I know this is a book blog, but since this is my blog I sorta get to talk about what I want. And today, I wanted to have a deep dive into the hit Netflix show, Strange Things. I just finished season 4, vol. 1 and I have some things to say. Specifically, I wanted to talk about the relationship between Max and her brother, Billy.
Billy dies at the end of season 3 in a rather gruesome battle. In season 4 Max shuts down. For the first few episodes, she doesn’t really talk to anyone. She is always seen with headphones on, listening to a Kate Bush song on repeat. As the story progresses, we learn that there is a new dark force coming from the upside down and the gang decide to call him Vecna named after a D&D character The Hellfire Club created. Vecna starts to kill people, but he only picks a certain kind of person – people who have experienced great loss and trauma. Max catches Vecna’s eye. She is wracked with guilt, grief, and pain after Billy’s death. She silently mourns the future she will never have with Billy. All of their possibilities together as siblings are gone. Her grief goes unacknowledged and although she is seeing the school counsellor, the counsellor’s words never really seem to get through to her. Max starts being drawn toward Vecna and he seems to cast a spell over her by using her own grief and guilt against her.
When I saw this plot unfold in the series, I saw some of my own grief and pain acknowledged. I am always in awe of how fiction, whether it be on-screen or in a book can give us permission to explore our emotions in ways we never thought we could in the ‘real world’.
It was no surprise to me that Vecna would target Max. After doing a lot of reading about sibling loss (something I plan on touching on again later), it is widely acknowledged in the literature that sibling loss goes largely unrecognised by friends and family of the bereaved sibling/s. The sibling isn’t the parent. For adult siblings, they aren’t the grieving spouse, the child. This hierarchy of who has ‘more valid’ grief is toxic and oftentimes it creates disenfranchised grief for siblings. This specific kind of emotional shut down that Max goes through is in part, an exploration of that disenfranchised grief.

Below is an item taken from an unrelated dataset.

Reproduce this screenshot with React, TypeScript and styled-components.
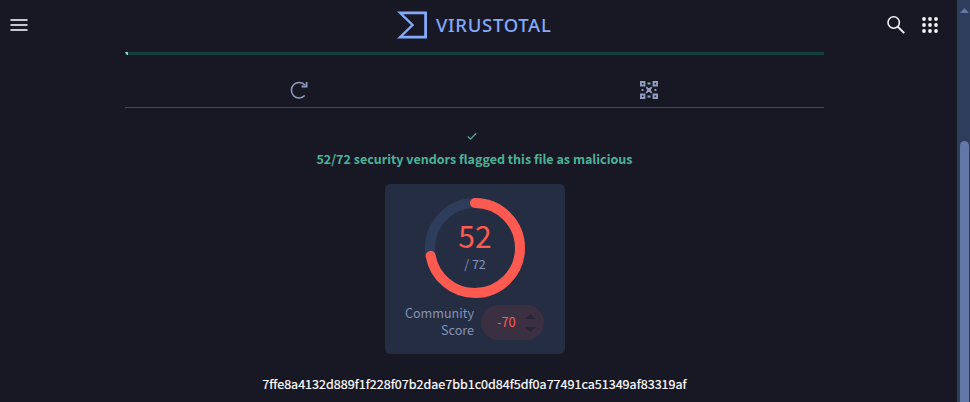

When Max finally goes into a trance and is taken to the upside down by Vecna, he is ready to make his final blow and kill her. The only thing to bring her back is a song. Now, it is important to note that the song is a Kate Bush hit, and I’m not going to argue that the sheer genius of Kate Bush isn’t more than enough to defeat the dark forces of interdimensional worlds… but I also want to talk about why this specific song was so powerful for Max. Why it saved her, and why it might save any sister feeling lost and heartbroken after their brother is gone.
The song is called “Running Up That Hill (A Deal With God)”. The riff that plays over and over as Max runs frantically to the portal back to the real world is as follows,
“And if I only could, I’d make a deal with God, And I’d get him to swap our places. Be running up that road, Be running up that hill, Be running up that building, See if I only could…”
Kate bush – “Running Up that hill (A DEAL WITH GOD)”
Ignoring the obvious parallels with Max running to freedom as the song’s lyrics which are also about running tumble over the melodic synth music playing at a perfect runner’s pace as Kate Bush crescendos through the chorus – the reason why this song is so powerful for Max is that it validates her pain. She feels terrible guilt that Billy died and that he sacrificed himself for her and her friends. All of which she confesses to Billy at his gravesite. The guilt of outliving a sibling is real. You play it over and over in your head, why them? Why not me? Who decided this? I personally spent so much wishing I could take some of my brother’s pain from him, “and if only could, I’d make a deal with God…”
The opening of the Kate Bush song, “Do you wanna know, know that it doesn’t hurt me?” is really about lying to the people around us. The people who love Max don’t want to see her in pain, it is also really easy for Max’s friends, like Lucas, to turn away from her pain. Max tells everyone around her she is fine, even though she is plagued with nightmares and is literally being stalked by an otherworldly demon-like creature hell-bent on killing her. If that isn’t making your needs so small that no one can see you, then I don’t know what is. It isn’t until she is almost killed that her friends begin to truly take her pain and grief seriously.
I hope that people see Max’s loss and realise the weight of it. I hope that if you’re reading this and you’ve lost a sibling, you find some comfort in Max’s portrayal of grief and love for her brother, Billy. I hope, that if you’ve never found the power of Kate Bush, you use this as an opportunity to immerse yourself in her musical catalogue. We can all sometimes feel like Vecna is at our heels, but trusting the love we have for the people no longer with us, along with the power of Kate Bush goes a long way.